A report by the Comptroller and Auditor General (CAG) has highlighted strained public finances in Telangana during 2024-25, marked by under-utilisation of the budget, poor revenue mobilisation, rising debt, and irregularities in tax administration.
The report noted that the government managed to keep the fiscal deficit within projected levels through borrowings, but the widening revenue deficit and increasing debt burden could remain a concern for the state's fiscal sustainability.
The Telangana government was unable to utilise its budget in line with the targets set for the 2024-25 financial year, spending only ₹2,18,251 crore against the ₹2,74,058 crore projected in the budget under revenue and capital expenditure, which amounted to 80%.
Under the revenue expenditure, the government had estimated spending ₹2,20,945 crore, but actual spending stood at ₹1,77,224 crore, which was also about 80% of the estimate.
In contrast, under capital expenditure, the government had proposed to spend ₹33,487 crore, but ended up overspending by 108%, with a total of ₹36,072 crore spent in the current financial year.
The report also pointed out that the government had projected ₹17,730 crore towards its interest payment obligations in the year. However, the actual burden was much higher, with the state paying ₹27,803 crore.
Similarly, under the salary and allowances bill for government employees, the government had budgeted ₹28,093 crore, but had to spend ₹30,277 crore, leaving little room for development, welfare spending.
The CAG also pointed out a sharp shortfall in revenue receipts. The state had expected ₹2,21,242 crore in revenue receipts, but the actual collections stood at ₹1,67,804 crore, 76% of the estimate.
The shortfall was particularly severe in non-tax revenue and grants expected from the Centre. Under non-tax revenue, the government had projected collections of ₹35,208 crore, but realised only ₹23,608 crore, or 67% of the estimate.
Likewise, the state had anticipated receiving ₹21,636 crore in grants from the Central government, but actually received only 37% of that with ₹7,913 crore.
The government had originally projected that revenue receipts would exceed revenue expenditure, resulting in a modest revenue surplus of ₹297 crore. However, the state ended up with a revenue deficit of ₹9,420 crore.
At the same time, the state had estimated a fiscal deficit of ₹49,256 crore. The actual fiscal deficit was found to be ₹48,922 crore, broadly in line with projections. The government bridged this deficit by raising ₹48,922 crore through open market borrowings.
The report said the state raised a total of ₹65,537 crore in open market loans during 2024-25. This figure included ₹5,842 crore of unpaid old Ways and Means Advances (WMA). As a result, the state's total outstanding debt rose to ₹4,47,493 crore by the end of FY2024-25.

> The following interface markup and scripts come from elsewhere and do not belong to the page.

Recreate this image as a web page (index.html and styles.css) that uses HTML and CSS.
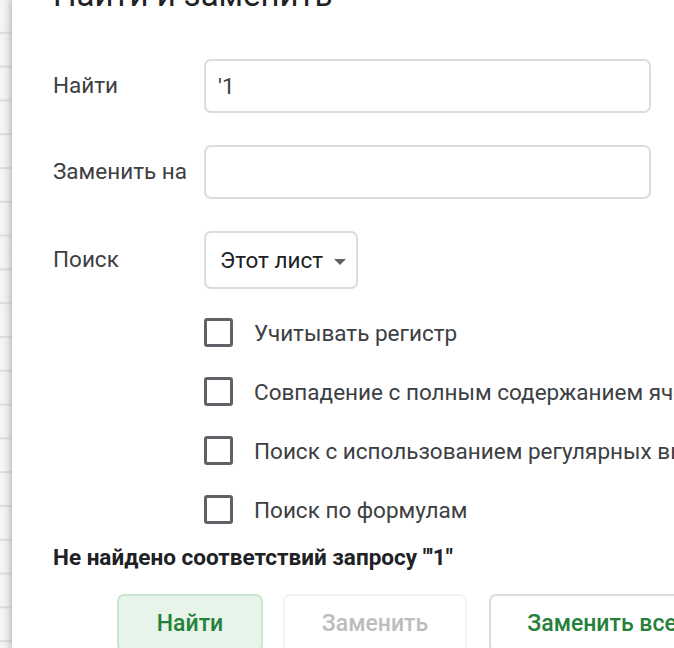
FILE: index.html
```html
<!DOCTYPE html>
<html lang="ru">
<head>
  <meta charset="UTF-8">
  <meta name="viewport" content="width=device-width, initial-scale=1.0">
  <title>Найти и заменить</title>
  <link rel="stylesheet" href="styles.css">
</head>
<body>
  <div class="sheet-edge"></div>
  <div class="dialog">
    <h1 class="title">Найти и заменить</h1>

    <div class="form">
      <label class="label" for="find">Найти</label>
      <input class="field" type="text" id="find" value="'1">

      <label class="label" for="replace">Заменить на</label>
      <input class="field" type="text" id="replace">

      <span class="label">Поиск</span>
      <div class="select">
        <span>Этот лист</span>
        <span class="arrow"></span>
      </div>

      <div class="options">
        <div class="option"><span class="box"></span>Учитывать регистр</div>
        <div class="option"><span class="box"></span>Совпадение с полным содержанием ячейки</div>
        <div class="option"><span class="box"></span>Поиск с использованием регулярных выражений</div>
        <div class="option"><span class="box"></span>Поиск по формулам</div>
      </div>
    </div>

    <p class="message">Не найдено соответствий запросу "'1"</p>

    <div class="buttons">
      <button class="btn btn-find">Найти</button>
      <button class="btn btn-disabled">Заменить</button>
      <button class="btn btn-all">Заменить все</button>
    </div>
  </div>
</body>
</html>
```

FILE: styles.css
```css
body {
  margin: 0;
  height: 648px;
  overflow: hidden;
  display: flex;
  font-family: 'Roboto', 'Liberation Sans', sans-serif;
  background-color: #ffffff;
}
.sheet-edge {
  width: 12px;
  flex-shrink: 0;
  background-image:
    repeating-linear-gradient(to bottom, transparent 0 32px, #dcdcdc 32px 34px),
    linear-gradient(to right, #f6f6f6, #e9e9e9);
  background-size: 100% 33.8px, 100% 100%;
}
.dialog {
  flex: 1;
  min-width: 0;
  padding-left: 41px;
  background-color: #ffffff;
  box-shadow: -2px 0 6px rgba(0, 0, 0, 0.18);
  white-space: nowrap;
  overflow: hidden;
}
.title {
  margin: -25px 0 0;
  font-size: 33px;
  line-height: 40px;
  font-weight: 400;
  color: #202124;
}
.form {
  display: grid;
  grid-template-columns: 151px 447px;
  row-gap: 32px;
  align-items: center;
  margin-top: 44px;
}
.label {
  margin-bottom: 3px;
  font-size: 22.5px;
  color: #3c4043;
}
.field {
  box-sizing: border-box;
  width: 447px;
  height: 54px;
  margin: 0;
  padding: 0 12px;
  border: 2px solid #dadce0;
  border-radius: 7px;
  font-family: inherit;
  font-size: 22.5px;
  color: #3c4043;
  outline: none;
}
.select {
  box-sizing: border-box;
  width: 154px;
  height: 58px;
  padding: 0 14px;
  display: flex;
  align-items: center;
  border: 2px solid #dadce0;
  border-radius: 7px;
  font-size: 22.5px;
  color: #202124;
}
.arrow {
  margin-left: 11px;
  border-left: 6px solid transparent;
  border-right: 6px solid transparent;
  border-top: 6px solid #5f6368;
  margin-top: 3px;
}
.options {
  grid-column: 2;
  display: flex;
  flex-direction: column;
  gap: 30px;
  margin-top: -3px;
}
.option {
  display: flex;
  align-items: center;
  height: 29px;
  font-size: 22.5px;
  color: #3c4043;
}
.box {
  box-sizing: border-box;
  width: 29px;
  height: 29px;
  margin-right: 21px;
  border: 3px solid #5f6368;
  border-radius: 3px;
  flex-shrink: 0;
}
.message {
  margin: 20px 0 0;
  font-size: 22.5px;
  line-height: 26px;
  font-weight: 700;
  color: #202124;
}
.buttons {
  display: flex;
  margin-top: 24px;
  margin-left: 64px;
}
.btn {
  height: 58px;
  padding: 0;
  border: 2px solid #dadce0;
  border-radius: 7px;
  background-color: #ffffff;
  font-family: inherit;
  font-size: 23px;
  font-weight: 500;
  color: #258039;
  flex-shrink: 0;
}
.btn-find {
  width: 146px;
  background-color: #e6f4ea;
  border-color: #c8e6cf;
}
.btn-disabled {
  width: 184px;
  margin-left: 20px;
  border-color: #f1f3f4;
  color: #bdbdbd;
}
.btn-all {
  width: 226px;
  margin-left: 22px;
}
```
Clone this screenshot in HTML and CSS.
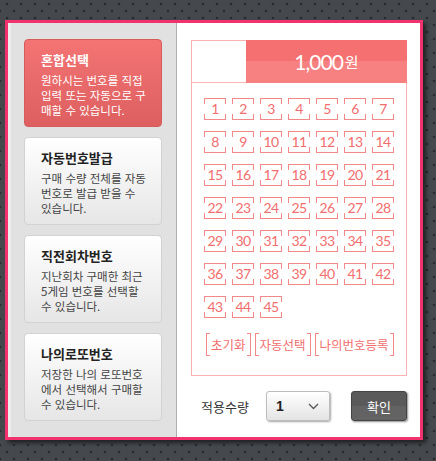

The CAG noted that the state had issued guarantees for loans amounting to ₹57,305 crore during the year, taking the total guaranteed debt to ₹2,41,528 crore.
The state also borrowed ₹759 crore from institutions such as LIC, GIC and NABARD. Further, under Ways and Means Advances, which are typically availed to meet short-term liquidity needs, the state borrowed ₹1,29,376 crore and repaid ₹1,24,534 crore during the year.